[BEGIN Collected material]
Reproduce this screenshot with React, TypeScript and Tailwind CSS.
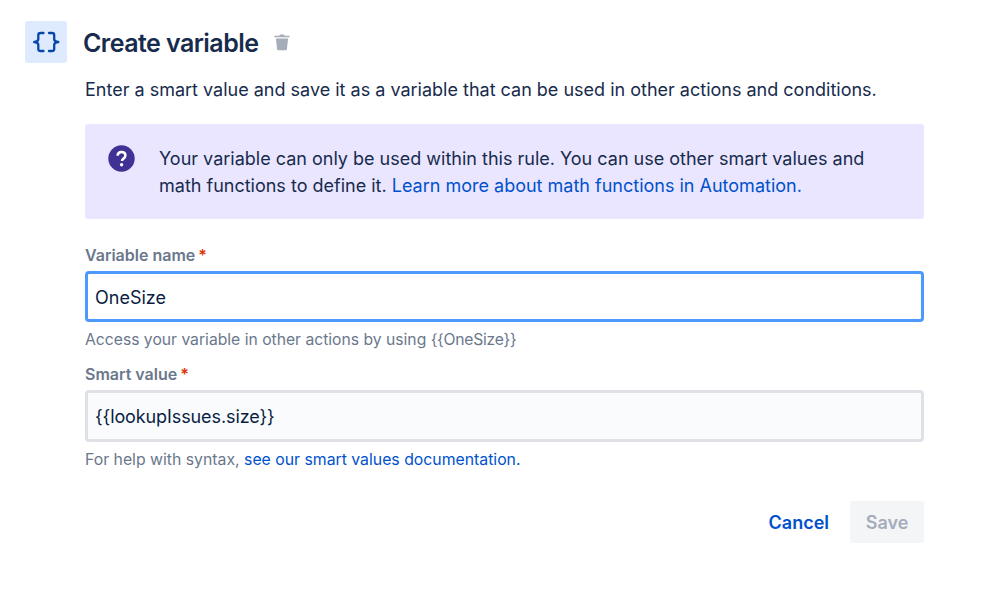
export default function App() {
  return (
    <div className="w-[999px] h-[609px] bg-white overflow-hidden font-['Inter',sans-serif] text-[#172b4d] pl-[25px] pt-[21px] pr-[75px]">
      <div className="flex items-center h-[42px]">
        <div className="w-[42px] h-[42px] rounded-[3px] bg-[#deebff] flex items-center justify-center">
          <svg width="28" height="22" viewBox="0 0 28 22" fill="none" stroke="#0747a6" strokeWidth="2.3" strokeLinecap="round" strokeLinejoin="round">
            <path d="M11.5 2H8.5C7 2 6.3 2.7 6.3 4V8.2C6.3 9.6 5.4 10.6 2.2 11C5.4 11.4 6.3 12.4 6.3 13.8V18C6.3 19.3 7 20 8.5 20H11.5" />
            <path d="M17 2H20C21.5 2 22.2 2.7 22.2 4V8.2C22.2 9.6 23.1 10.6 26.3 11C23.1 11.4 22.2 12.4 22.2 13.8V18C22.2 19.3 21.5 20 20 20H17" />
          </svg>
        </div>
        <h1 className="ml-[16px] pt-[2px] text-[25px] font-semibold leading-[30px] tracking-[-0.55px] text-[#172b4d]">Create variable</h1>
        <svg className="ml-[15px]" width="18" height="18" viewBox="0 0 18 18" fill="#a5adba">
          <path d="M7 1.5h4l.7 1.2H16c.4 0 .6.3.6.7v.9H1.4v-.9c0-.4.2-.7.6-.7h4.3z" />
          <path d="M2.9 5.6h12.2l-1.2 10.6c-.1.7-.5 1.1-1.2 1.1H5.3c-.7 0-1.1-.4-1.2-1.1z" />
        </svg>
      </div>
      <div className="ml-[60px]">
        <p className="mt-[15px] text-[18px] leading-[24px]">Enter a smart value and save it as a variable that can be used in other actions and conditions.</p>
        <div className="mt-[22px] h-[95px] rounded-[3px] bg-[#eae6ff] flex pl-[23px] pt-[21px]">
          <svg className="shrink-0" width="27" height="27" viewBox="0 0 27 27">
            <circle cx="13.5" cy="13.5" r="13.2" fill="#403294" />
            <path d="M9.6 10.8c.1-2.3 1.7-3.7 3.9-3.7 2.3 0 3.9 1.4 3.9 3.4 0 1.4-.7 2.3-1.9 3.1-1.1.7-1.4 1.1-1.4 2v.5" fill="none" stroke="#fff" strokeWidth="2.5" />
            <circle cx="13.6" cy="19.7" r="1.7" fill="#fff" />
          </svg>
          <p className="ml-[24px] text-[18px] leading-[27px] w-[730px]">
            Your variable can only be used within this rule. You can use other smart values and math functions to define it.{" "}
            <a className="text-[#0052cc]">Learn more about math functions in Automation.</a>
          </p>
        </div>
        <div className="mt-[25px] flex text-[16px] font-semibold leading-[22px] text-[#6b778c]">
          Variable name<span className="ml-[3px] text-[#de350b]">*</span>
        </div>
        <div className="mt-[5px] h-[51px] rounded-[4px] border-[3px] border-[#4c9aff] bg-white flex items-center pl-[7px] pt-[1px] text-[18px] text-[#091e42]">OneSize</div>
        <div className="mt-[6px] text-[15.7px] leading-[24px] text-[#6b778c]">Access your variable in other actions by using <span className="tracking-[-0.25px]">{"{{OneSize}}"}</span></div>
        <div className="mt-[11px] flex text-[16px] font-semibold leading-[22px] text-[#6b778c]">
          Smart value<span className="ml-[3px] text-[#de350b]">*</span>
        </div>
        <div className="mt-[5px] h-[52px] rounded-[4px] border-[3px] border-[#dfe1e6] bg-[#fafbfc] flex items-center pl-[7px] text-[18px] tracking-[-0.1px] text-[#091e42]">{"{{lookupIssues.size}}"}</div>
        <div className="mt-[6px] text-[15.8px] leading-[24px] text-[#6b778c]">
          For help with syntax, <a className="text-[#0052cc]">see our smart values documentation.</a>
        </div>
        <div className="mt-[29px] flex justify-end items-center">
          <button className="mr-[21px] text-[18px] font-semibold text-[#0052cc]">Cancel</button>
          <button className="w-[74px] h-[42px] rounded-[3px] bg-[#f4f5f7] text-[18px] font-semibold text-[#a5adba]">Save</button>
        </div>
      </div>
    </div>
  );
}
[END Collected material]
Aim of the task -
Leave out the pictures and output the rest of the material exactly as written.

Completed task -
Reproduce this screenshot with React, TypeScript and Tailwind CSS.
export default function App() {
  return (
    <div className="w-[999px] h-[609px] bg-white overflow-hidden font-['Inter',sans-serif] text-[#172b4d] pl-[25px] pt-[21px] pr-[75px]">
      <div className="flex items-center h-[42px]">
        <div className="w-[42px] h-[42px] rounded-[3px] bg-[#deebff] flex items-center justify-center">
          <svg width="28" height="22" viewBox="0 0 28 22" fill="none" stroke="#0747a6" strokeWidth="2.3" strokeLinecap="round" strokeLinejoin="round">
            <path d="M11.5 2H8.5C7 2 6.3 2.7 6.3 4V8.2C6.3 9.6 5.4 10.6 2.2 11C5.4 11.4 6.3 12.4 6.3 13.8V18C6.3 19.3 7 20 8.5 20H11.5" />
            <path d="M17 2H20C21.5 2 22.2 2.7 22.2 4V8.2C22.2 9.6 23.1 10.6 26.3 11C23.1 11.4 22.2 12.4 22.2 13.8V18C22.2 19.3 21.5 20 20 20H17" />
          </svg>
        </div>
        <h1 className="ml-[16px] pt-[2px] text-[25px] font-semibold leading-[30px] tracking-[-0.55px] text-[#172b4d]">Create variable</h1>
        <svg className="ml-[15px]" width="18" height="18" viewBox="0 0 18 18" fill="#a5adba">
          <path d="M7 1.5h4l.7 1.2H16c.4 0 .6.3.6.7v.9H1.4v-.9c0-.4.2-.7.6-.7h4.3z" />
          <path d="M2.9 5.6h12.2l-1.2 10.6c-.1.7-.5 1.1-1.2 1.1H5.3c-.7 0-1.1-.4-1.2-1.1z" />
        </svg>
      </div>
      <div className="ml-[60px]">
        <p className="mt-[15px] text-[18px] leading-[24px]">Enter a smart value and save it as a variable that can be used in other actions and conditions.</p>
        <div className="mt-[22px] h-[95px] rounded-[3px] bg-[#eae6ff] flex pl-[23px] pt-[21px]">
          <svg className="shrink-0" width="27" height="27" viewBox="0 0 27 27">
            <circle cx="13.5" cy="13.5" r="13.2" fill="#403294" />
            <path d="M9.6 10.8c.1-2.3 1.7-3.7 3.9-3.7 2.3 0 3.9 1.4 3.9 3.4 0 1.4-.7 2.3-1.9 3.1-1.1.7-1.4 1.1-1.4 2v.5" fill="none" stroke="#fff" strokeWidth="2.5" />
            <circle cx="13.6" cy="19.7" r="1.7" fill="#fff" />
          </svg>
          <p className="ml-[24px] text-[18px] leading-[27px] w-[730px]">
            Your variable can only be used within this rule. You can use other smart values and math functions to define it.{" "}
            <a className="text-[#0052cc]">Learn more about math functions in Automation.</a>
          </p>
        </div>
        <div className="mt-[25px] flex text-[16px] font-semibold leading-[22px] text-[#6b778c]">
          Variable name<span className="ml-[3px] text-[#de350b]">*</span>
        </div>
        <div className="mt-[5px] h-[51px] rounded-[4px] border-[3px] border-[#4c9aff] bg-white flex items-center pl-[7px] pt-[1px] text-[18px] text-[#091e42]">OneSize</div>
        <div className="mt-[6px] text-[15.7px] leading-[24px] text-[#6b778c]">Access your variable in other actions by using <span className="tracking-[-0.25px]">{"{{OneSize}}"}</span></div>
        <div className="mt-[11px] flex text-[16px] font-semibold leading-[22px] text-[#6b778c]">
          Smart value<span className="ml-[3px] text-[#de350b]">*</span>
        </div>
        <div className="mt-[5px] h-[52px] rounded-[4px] border-[3px] border-[#dfe1e6] bg-[#fafbfc] flex items-center pl-[7px] text-[18px] tracking-[-0.1px] text-[#091e42]">{"{{lookupIssues.size}}"}</div>
        <div className="mt-[6px] text-[15.8px] leading-[24px] text-[#6b778c]">
          For help with syntax, <a className="text-[#0052cc]">see our smart values documentation.</a>
        </div>
        <div className="mt-[29px] flex justify-end items-center">
          <button className="mr-[21px] text-[18px] font-semibold text-[#0052cc]">Cancel</button>
          <button className="w-[74px] h-[42px] rounded-[3px] bg-[#f4f5f7] text-[18px] font-semibold text-[#a5adba]">Save</button>
        </div>
      </div>
    </div>
  );
}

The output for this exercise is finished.